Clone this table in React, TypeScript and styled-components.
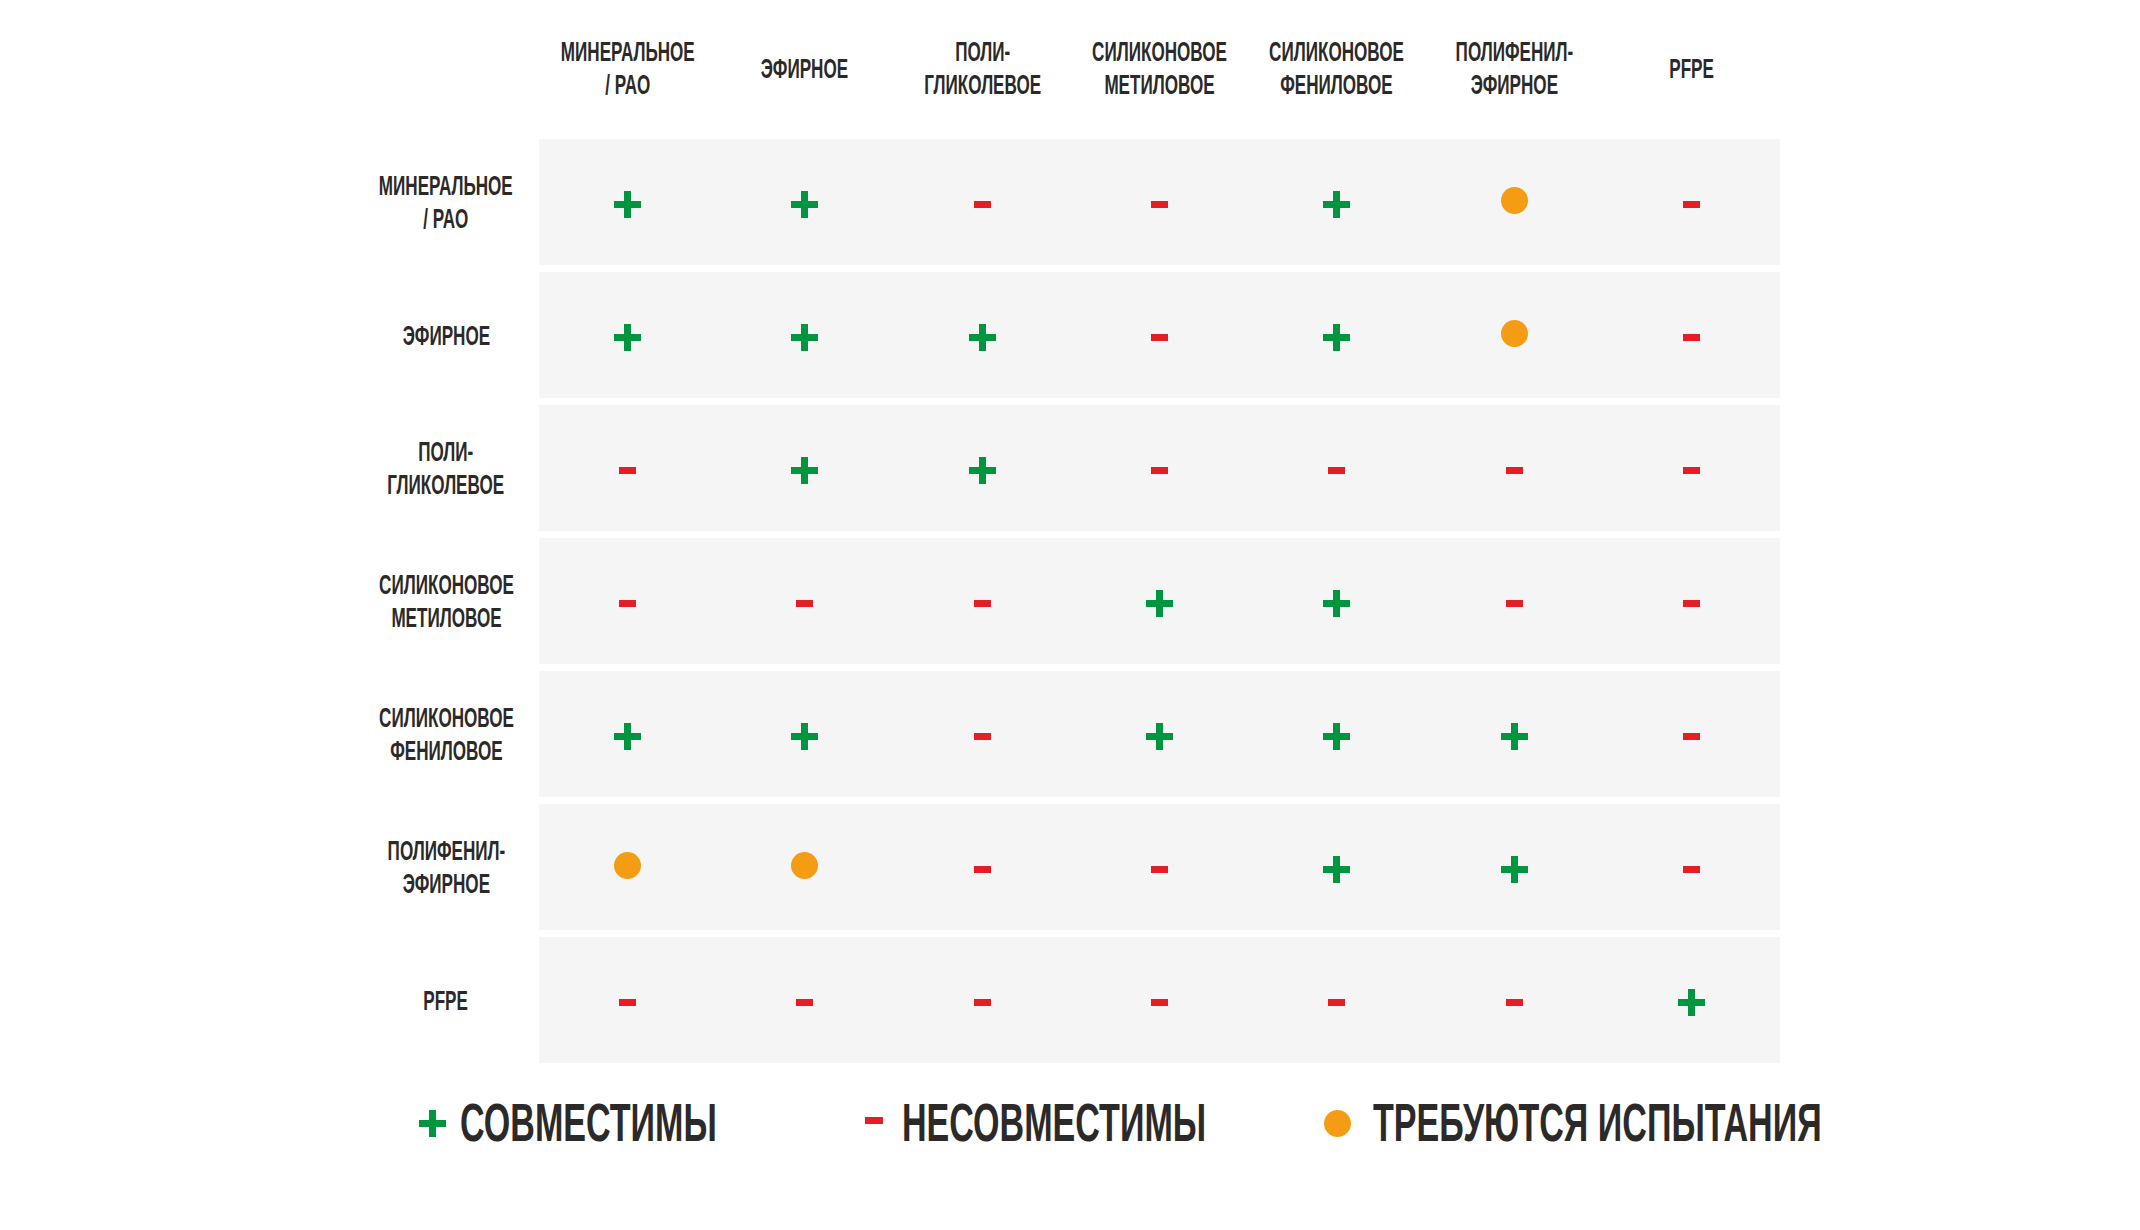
import React from "react";
import styled, { createGlobalStyle } from "styled-components";

type Mark = "+" | "-" | "o";

const GlobalStyle = createGlobalStyle`
  *, *::before, *::after { box-sizing: border-box; }
  html, body { margin: 0; padding: 0; background: #ffffff; }
  body { font-family: "Liberation Sans Narrow", "Liberation Sans", "DejaVu Sans Condensed", sans-serif; color: #2b2a29; }
`;

const Page = styled.div`
  width: 2140px;
  min-height: 1230px;
  background: #ffffff;
  padding-left: 353px;
`;

const Table = styled.div`
  display: flex;
  flex-direction: column;
  gap: 7px;
`;

const HeaderRow = styled.div`
  display: grid;
  grid-template-columns: 186px repeat(7, 177.3px);
  height: 132px;
  padding-top: 4px;
  align-items: center;
`;

const Row = styled.div`
  display: grid;
  grid-template-columns: 186px 1241px;
  height: 126px;
`;

const Band = styled.div`
  display: grid;
  grid-template-columns: repeat(7, 1fr);
  background: #f5f5f5;
  align-items: center;
`;

const LabelCell = styled.div`
  display: flex;
  justify-content: center;
  align-items: center;
`;

const LabelText = styled.span`
  display: inline-block;
  flex-shrink: 0;
  font-weight: 700;
  font-size: 28px;
  line-height: 33px;
  text-align: center;
  white-space: nowrap;
  transform: scaleX(0.61);
  transform-origin: center;
  color: #2b2a29;
`;

const Cell = styled.div`
  display: flex;
  justify-content: center;
  align-items: center;
  height: 100%;
`;

const Plus = styled.span`
  position: relative;
  display: inline-block;
  flex-shrink: 0;
  width: 27px;
  height: 27px;
  margin-top: 4px;
  &::before, &::after {
    content: "";
    position: absolute;
    background: #00963f;
  }
  &::before {
    left: 0;
    right: 0;
    top: 50%;
    height: 7px;
    margin-top: -3.5px;
  }
  &::after {
    top: 0;
    bottom: 0;
    left: 50%;
    width: 7px;
    margin-left: -3.5px;
  }
`;

const Minus = styled.span`
  display: inline-block;
  flex-shrink: 0;
  width: 17px;
  height: 7px;
  margin-top: 4px;
  background: #e31e25;
`;

const Dot = styled.span`
  display: inline-block;
  flex-shrink: 0;
  width: 27px;
  height: 27px;
  border-radius: 50%;
  background: #f39c14;
  margin-top: -3px;
`;

const Legend = styled.div`
  display: grid;
  grid-template-columns: 446px 459px auto;
  margin-top: 30px;
  padding-left: 66px;
  height: 60px;
  align-items: center;
`;

const LegendItem = styled.div<{ $gap: number }>`
  display: flex;
  align-items: center;
  gap: ${(p) => p.$gap}px;
  min-width: 0;
`;

const LegendText = styled.span`
  display: inline-block;
  flex-shrink: 0;
  font-weight: 700;
  font-size: 53px;
  line-height: 60px;
  white-space: nowrap;
  transform: scaleX(0.643);
  transform-origin: left center;
  color: #2b2a29;
`;

const LegendPlus = styled(Plus)`
  margin-top: 0;
`;

const LegendMinus = styled(Minus)`
  width: 18px;
  margin-top: -6px;
`;

const LegendDot = styled(Dot)`
  margin-top: 0;
`;

const headers: string[][] = [
  ["МИНЕРАЛЬНОЕ", "/ PAO"],
  ["ЭФИРНОЕ"],
  ["ПОЛИ-", "ГЛИКОЛЕВОЕ"],
  ["СИЛИКОНОВОЕ", "МЕТИЛОВОЕ"],
  ["СИЛИКОНОВОЕ", "ФЕНИЛОВОЕ"],
  ["ПОЛИФЕНИЛ-", "ЭФИРНОЕ"],
  ["PFPE"],
];

const matrix: Mark[][] = [
  ["+", "+", "-", "-", "+", "o", "-"],
  ["+", "+", "+", "-", "+", "o", "-"],
  ["-", "+", "+", "-", "-", "-", "-"],
  ["-", "-", "-", "+", "+", "-", "-"],
  ["+", "+", "-", "+", "+", "+", "-"],
  ["o", "o", "-", "-", "+", "+", "-"],
  ["-", "-", "-", "-", "-", "-", "+"],
];

const Label: React.FC<{ lines: string[] }> = ({ lines }) => (
  <LabelCell>
    <LabelText>
      {lines.map((l, i) => (
        <React.Fragment key={i}>
          {i > 0 && <br />}
          {l}
        </React.Fragment>
      ))}
    </LabelText>
  </LabelCell>
);

const Symbol: React.FC<{ mark: Mark }> = ({ mark }) => {
  if (mark === "+") return <Plus />;
  if (mark === "-") return <Minus />;
  return <Dot />;
};

export default function App() {
  return (
    <>
      <GlobalStyle />
      <Page>
        <Table>
          <HeaderRow>
            <div />
            {headers.map((h, i) => (
              <Label key={i} lines={h} />
            ))}
          </HeaderRow>
          {matrix.map((row, r) => (
            <Row key={r}>
              <Label lines={headers[r]} />
              <Band>
                {row.map((m, c) => (
                  <Cell key={c}>
                    <Symbol mark={m} />
                  </Cell>
                ))}
              </Band>
            </Row>
          ))}
        </Table>
        <Legend>
          <LegendItem $gap={14}>
            <LegendPlus />
            <LegendText>СОВМЕСТИМЫ</LegendText>
          </LegendItem>
          <LegendItem $gap={19}>
            <LegendMinus />
            <LegendText>НЕСОВМЕСТИМЫ</LegendText>
          </LegendItem>
          <LegendItem $gap={22}>
            <LegendDot />
            <LegendText>ТРЕБУЮТСЯ ИСПЫТАНИЯ</LegendText>
          </LegendItem>
        </Legend>
      </Page>
    </>
  );
}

▬▬▬

### Your goal
Omit the pictures and give the material again, exactly and in full.

### Answer for this exercise
Clone this table in React, TypeScript and styled-components.
import React from "react";
import styled, { createGlobalStyle } from "styled-components";

type Mark = "+" | "-" | "o";

const GlobalStyle = createGlobalStyle`
  *, *::before, *::after { box-sizing: border-box; }
  html, body { margin: 0; padding: 0; background: #ffffff; }
  body { font-family: "Liberation Sans Narrow", "Liberation Sans", "DejaVu Sans Condensed", sans-serif; color: #2b2a29; }
`;

const Page = styled.div`
  width: 2140px;
  min-height: 1230px;
  background: #ffffff;
  padding-left: 353px;
`;

const Table = styled.div`
  display: flex;
  flex-direction: column;
  gap: 7px;
`;

const HeaderRow = styled.div`
  display: grid;
  grid-template-columns: 186px repeat(7, 177.3px);
  height: 132px;
  padding-top: 4px;
  align-items: center;
`;

const Row = styled.div`
  display: grid;
  grid-template-columns: 186px 1241px;
  height: 126px;
`;

const Band = styled.div`
  display: grid;
  grid-template-columns: repeat(7, 1fr);
  background: #f5f5f5;
  align-items: center;
`;

const LabelCell = styled.div`
  display: flex;
  justify-content: center;
  align-items: center;
`;

const LabelText = styled.span`
  display: inline-block;
  flex-shrink: 0;
  font-weight: 700;
  font-size: 28px;
  line-height: 33px;
  text-align: center;
  white-space: nowrap;
  transform: scaleX(0.61);
  transform-origin: center;
  color: #2b2a29;
`;

const Cell = styled.div`
  display: flex;
  justify-content: center;
  align-items: center;
  height: 100%;
`;

const Plus = styled.span`
  position: relative;
  display: inline-block;
  flex-shrink: 0;
  width: 27px;
  height: 27px;
  margin-top: 4px;
  &::before, &::after {
    content: "";
    position: absolute;
    background: #00963f;
  }
  &::before {
    left: 0;
    right: 0;
    top: 50%;
    height: 7px;
    margin-top: -3.5px;
  }
  &::after {
    top: 0;
    bottom: 0;
    left: 50%;
    width: 7px;
    margin-left: -3.5px;
  }
`;

const Minus = styled.span`
  display: inline-block;
  flex-shrink: 0;
  width: 17px;
  height: 7px;
  margin-top: 4px;
  background: #e31e25;
`;

const Dot = styled.span`
  display: inline-block;
  flex-shrink: 0;
  width: 27px;
  height: 27px;
  border-radius: 50%;
  background: #f39c14;
  margin-top: -3px;
`;

const Legend = styled.div`
  display: grid;
  grid-template-columns: 446px 459px auto;
  margin-top: 30px;
  padding-left: 66px;
  height: 60px;
  align-items: center;
`;

const LegendItem = styled.div<{ $gap: number }>`
  display: flex;
  align-items: center;
  gap: ${(p) => p.$gap}px;
  min-width: 0;
`;

const LegendText = styled.span`
  display: inline-block;
  flex-shrink: 0;
  font-weight: 700;
  font-size: 53px;
  line-height: 60px;
  white-space: nowrap;
  transform: scaleX(0.643);
  transform-origin: left center;
  color: #2b2a29;
`;

const LegendPlus = styled(Plus)`
  margin-top: 0;
`;

const LegendMinus = styled(Minus)`
  width: 18px;
  margin-top: -6px;
`;

const LegendDot = styled(Dot)`
  margin-top: 0;
`;

const headers: string[][] = [
  ["МИНЕРАЛЬНОЕ", "/ PAO"],
  ["ЭФИРНОЕ"],
  ["ПОЛИ-", "ГЛИКОЛЕВОЕ"],
  ["СИЛИКОНОВОЕ", "МЕТИЛОВОЕ"],
  ["СИЛИКОНОВОЕ", "ФЕНИЛОВОЕ"],
  ["ПОЛИФЕНИЛ-", "ЭФИРНОЕ"],
  ["PFPE"],
];

const matrix: Mark[][] = [
  ["+", "+", "-", "-", "+", "o", "-"],
  ["+", "+", "+", "-", "+", "o", "-"],
  ["-", "+", "+", "-", "-", "-", "-"],
  ["-", "-", "-", "+", "+", "-", "-"],
  ["+", "+", "-", "+", "+", "+", "-"],
  ["o", "o", "-", "-", "+", "+", "-"],
  ["-", "-", "-", "-", "-", "-", "+"],
];

const Label: React.FC<{ lines: string[] }> = ({ lines }) => (
  <LabelCell>
    <LabelText>
      {lines.map((l, i) => (
        <React.Fragment key={i}>
          {i > 0 && <br />}
          {l}
        </React.Fragment>
      ))}
    </LabelText>
  </LabelCell>
);

const Symbol: React.FC<{ mark: Mark }> = ({ mark }) => {
  if (mark === "+") return <Plus />;
  if (mark === "-") return <Minus />;
  return <Dot />;
};

export default function App() {
  return (
    <>
      <GlobalStyle />
      <Page>
        <Table>
          <HeaderRow>
            <div />
            {headers.map((h, i) => (
              <Label key={i} lines={h} />
            ))}
          </HeaderRow>
          {matrix.map((row, r) => (
            <Row key={r}>
              <Label lines={headers[r]} />
              <Band>
                {row.map((m, c) => (
                  <Cell key={c}>
                    <Symbol mark={m} />
                  </Cell>
                ))}
              </Band>
            </Row>
          ))}
        </Table>
        <Legend>
          <LegendItem $gap={14}>
            <LegendPlus />
            <LegendText>СОВМЕСТИМЫ</LegendText>
          </LegendItem>
          <LegendItem $gap={19}>
            <LegendMinus />
            <LegendText>НЕСОВМЕСТИМЫ</LegendText>
          </LegendItem>
          <LegendItem $gap={22}>
            <LegendDot />
            <LegendText>ТРЕБУЮТСЯ ИСПЫТАНИЯ</LegendText>
          </LegendItem>
        </Legend>
      </Page>
    </>
  );
}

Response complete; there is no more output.